EXERCISE REQUIREMENTS
Write out the material exactly. Do not include the pictures.

SOURCE EXCERPT
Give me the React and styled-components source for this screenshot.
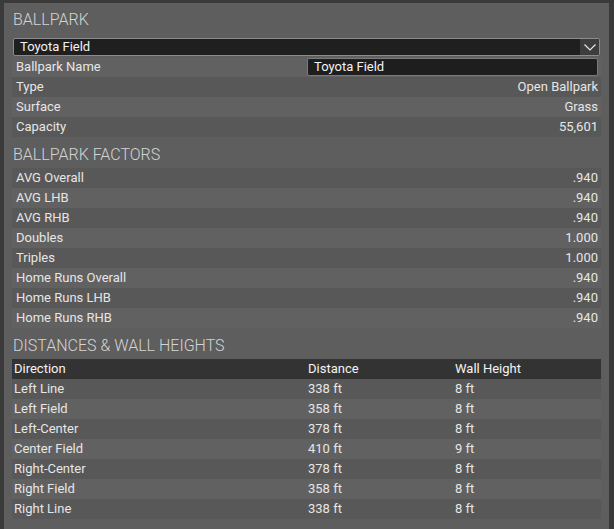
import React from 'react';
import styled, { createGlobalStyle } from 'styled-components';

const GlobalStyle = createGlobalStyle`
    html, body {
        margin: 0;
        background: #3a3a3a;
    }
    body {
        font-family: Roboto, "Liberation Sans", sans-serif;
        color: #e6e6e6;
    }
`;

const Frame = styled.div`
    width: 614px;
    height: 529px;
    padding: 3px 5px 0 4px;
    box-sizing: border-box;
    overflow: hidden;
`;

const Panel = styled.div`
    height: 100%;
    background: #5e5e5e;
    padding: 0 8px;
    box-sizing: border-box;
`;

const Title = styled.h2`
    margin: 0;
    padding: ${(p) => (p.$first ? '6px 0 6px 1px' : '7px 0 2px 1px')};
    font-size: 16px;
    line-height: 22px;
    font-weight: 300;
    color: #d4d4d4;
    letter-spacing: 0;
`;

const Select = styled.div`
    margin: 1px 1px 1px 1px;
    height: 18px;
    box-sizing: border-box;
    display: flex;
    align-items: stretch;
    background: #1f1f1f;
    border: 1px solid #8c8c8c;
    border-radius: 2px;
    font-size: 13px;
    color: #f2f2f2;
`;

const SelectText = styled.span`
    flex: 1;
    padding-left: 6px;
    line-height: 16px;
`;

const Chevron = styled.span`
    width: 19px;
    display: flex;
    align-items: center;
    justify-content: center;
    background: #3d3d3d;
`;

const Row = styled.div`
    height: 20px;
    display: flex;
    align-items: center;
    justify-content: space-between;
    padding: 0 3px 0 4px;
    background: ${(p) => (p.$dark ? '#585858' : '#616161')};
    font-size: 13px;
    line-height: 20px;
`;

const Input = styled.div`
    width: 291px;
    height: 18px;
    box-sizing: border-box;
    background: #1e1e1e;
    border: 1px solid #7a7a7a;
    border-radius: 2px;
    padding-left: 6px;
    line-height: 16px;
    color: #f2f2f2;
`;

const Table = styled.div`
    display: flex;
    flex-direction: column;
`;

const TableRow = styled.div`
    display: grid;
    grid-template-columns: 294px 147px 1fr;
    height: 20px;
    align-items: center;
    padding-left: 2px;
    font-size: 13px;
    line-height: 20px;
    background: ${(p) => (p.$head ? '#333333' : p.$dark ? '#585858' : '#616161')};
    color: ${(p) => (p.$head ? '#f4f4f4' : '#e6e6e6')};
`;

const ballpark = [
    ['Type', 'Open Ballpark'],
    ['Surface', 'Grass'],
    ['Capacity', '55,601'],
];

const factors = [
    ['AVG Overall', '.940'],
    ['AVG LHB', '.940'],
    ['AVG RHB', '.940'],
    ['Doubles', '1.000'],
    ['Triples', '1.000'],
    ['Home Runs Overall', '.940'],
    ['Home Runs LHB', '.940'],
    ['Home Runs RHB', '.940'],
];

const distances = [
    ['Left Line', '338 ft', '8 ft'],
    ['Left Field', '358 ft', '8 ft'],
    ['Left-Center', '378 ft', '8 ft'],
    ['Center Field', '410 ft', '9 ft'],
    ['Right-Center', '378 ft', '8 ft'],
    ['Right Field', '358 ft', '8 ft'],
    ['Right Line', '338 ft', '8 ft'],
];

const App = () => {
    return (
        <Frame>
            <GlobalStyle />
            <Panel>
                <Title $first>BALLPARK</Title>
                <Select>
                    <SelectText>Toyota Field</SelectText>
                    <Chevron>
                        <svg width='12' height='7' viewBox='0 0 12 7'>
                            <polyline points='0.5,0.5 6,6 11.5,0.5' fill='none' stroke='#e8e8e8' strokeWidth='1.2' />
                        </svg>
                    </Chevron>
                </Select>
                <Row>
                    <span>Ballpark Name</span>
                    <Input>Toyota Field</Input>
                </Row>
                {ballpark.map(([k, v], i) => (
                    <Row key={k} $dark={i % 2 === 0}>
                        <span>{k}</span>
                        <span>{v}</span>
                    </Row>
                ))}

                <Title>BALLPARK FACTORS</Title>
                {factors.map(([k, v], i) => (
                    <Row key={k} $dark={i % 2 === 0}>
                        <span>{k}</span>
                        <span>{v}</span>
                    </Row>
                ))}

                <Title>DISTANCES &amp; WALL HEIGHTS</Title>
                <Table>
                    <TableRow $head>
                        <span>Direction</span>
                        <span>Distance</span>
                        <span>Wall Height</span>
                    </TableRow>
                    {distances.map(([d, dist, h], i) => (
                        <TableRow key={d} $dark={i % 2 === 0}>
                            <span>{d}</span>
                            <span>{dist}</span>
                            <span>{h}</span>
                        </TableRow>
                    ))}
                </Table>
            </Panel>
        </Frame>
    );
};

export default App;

EXERCISE RESPONSE
Give me the React and styled-components source for this screenshot.
import React from 'react';
import styled, { createGlobalStyle } from 'styled-components';

const GlobalStyle = createGlobalStyle`
    html, body {
        margin: 0;
        background: #3a3a3a;
    }
    body {
        font-family: Roboto, "Liberation Sans", sans-serif;
        color: #e6e6e6;
    }
`;

const Frame = styled.div`
    width: 614px;
    height: 529px;
    padding: 3px 5px 0 4px;
    box-sizing: border-box;
    overflow: hidden;
`;

const Panel = styled.div`
    height: 100%;
    background: #5e5e5e;
    padding: 0 8px;
    box-sizing: border-box;
`;

const Title = styled.h2`
    margin: 0;
    padding: ${(p) => (p.$first ? '6px 0 6px 1px' : '7px 0 2px 1px')};
    font-size: 16px;
    line-height: 22px;
    font-weight: 300;
    color: #d4d4d4;
    letter-spacing: 0;
`;

const Select = styled.div`
    margin: 1px 1px 1px 1px;
    height: 18px;
    box-sizing: border-box;
    display: flex;
    align-items: stretch;
    background: #1f1f1f;
    border: 1px solid #8c8c8c;
    border-radius: 2px;
    font-size: 13px;
    color: #f2f2f2;
`;

const SelectText = styled.span`
    flex: 1;
    padding-left: 6px;
    line-height: 16px;
`;

const Chevron = styled.span`
    width: 19px;
    display: flex;
    align-items: center;
    justify-content: center;
    background: #3d3d3d;
`;

const Row = styled.div`
    height: 20px;
    display: flex;
    align-items: center;
    justify-content: space-between;
    padding: 0 3px 0 4px;
    background: ${(p) => (p.$dark ? '#585858' : '#616161')};
    font-size: 13px;
    line-height: 20px;
`;

const Input = styled.div`
    width: 291px;
    height: 18px;
    box-sizing: border-box;
    background: #1e1e1e;
    border: 1px solid #7a7a7a;
    border-radius: 2px;
    padding-left: 6px;
    line-height: 16px;
    color: #f2f2f2;
`;

const Table = styled.div`
    display: flex;
    flex-direction: column;
`;

const TableRow = styled.div`
    display: grid;
    grid-template-columns: 294px 147px 1fr;
    height: 20px;
    align-items: center;
    padding-left: 2px;
    font-size: 13px;
    line-height: 20px;
    background: ${(p) => (p.$head ? '#333333' : p.$dark ? '#585858' : '#616161')};
    color: ${(p) => (p.$head ? '#f4f4f4' : '#e6e6e6')};
`;

const ballpark = [
    ['Type', 'Open Ballpark'],
    ['Surface', 'Grass'],
    ['Capacity', '55,601'],
];

const factors = [
    ['AVG Overall', '.940'],
    ['AVG LHB', '.940'],
    ['AVG RHB', '.940'],
    ['Doubles', '1.000'],
    ['Triples', '1.000'],
    ['Home Runs Overall', '.940'],
    ['Home Runs LHB', '.940'],
    ['Home Runs RHB', '.940'],
];

const distances = [
    ['Left Line', '338 ft', '8 ft'],
    ['Left Field', '358 ft', '8 ft'],
    ['Left-Center', '378 ft', '8 ft'],
    ['Center Field', '410 ft', '9 ft'],
    ['Right-Center', '378 ft', '8 ft'],
    ['Right Field', '358 ft', '8 ft'],
    ['Right Line', '338 ft', '8 ft'],
];

const App = () => {
    return (
        <Frame>
            <GlobalStyle />
            <Panel>
                <Title $first>BALLPARK</Title>
                <Select>
                    <SelectText>Toyota Field</SelectText>
                    <Chevron>
                        <svg width='12' height='7' viewBox='0 0 12 7'>
                            <polyline points='0.5,0.5 6,6 11.5,0.5' fill='none' stroke='#e8e8e8' strokeWidth='1.2' />
                        </svg>
                    </Chevron>
                </Select>
                <Row>
                    <span>Ballpark Name</span>
                    <Input>Toyota Field</Input>
                </Row>
                {ballpark.map(([k, v], i) => (
                    <Row key={k} $dark={i % 2 === 0}>
                        <span>{k}</span>
                        <span>{v}</span>
                    </Row>
                ))}

                <Title>BALLPARK FACTORS</Title>
                {factors.map(([k, v], i) => (
                    <Row key={k} $dark={i % 2 === 0}>
                        <span>{k}</span>
                        <span>{v}</span>
                    </Row>
                ))}

                <Title>DISTANCES &amp; WALL HEIGHTS</Title>
                <Table>
                    <TableRow $head>
                        <span>Direction</span>
                        <span>Distance</span>
                        <span>Wall Height</span>
                    </TableRow>
                    {distances.map(([d, dist, h], i) => (
                        <TableRow key={d} $dark={i % 2 === 0}>
                            <span>{d}</span>
                            <span>{dist}</span>
                            <span>{h}</span>
                        </TableRow>
                    ))}
                </Table>
            </Panel>
        </Frame>
    );
};

export default App;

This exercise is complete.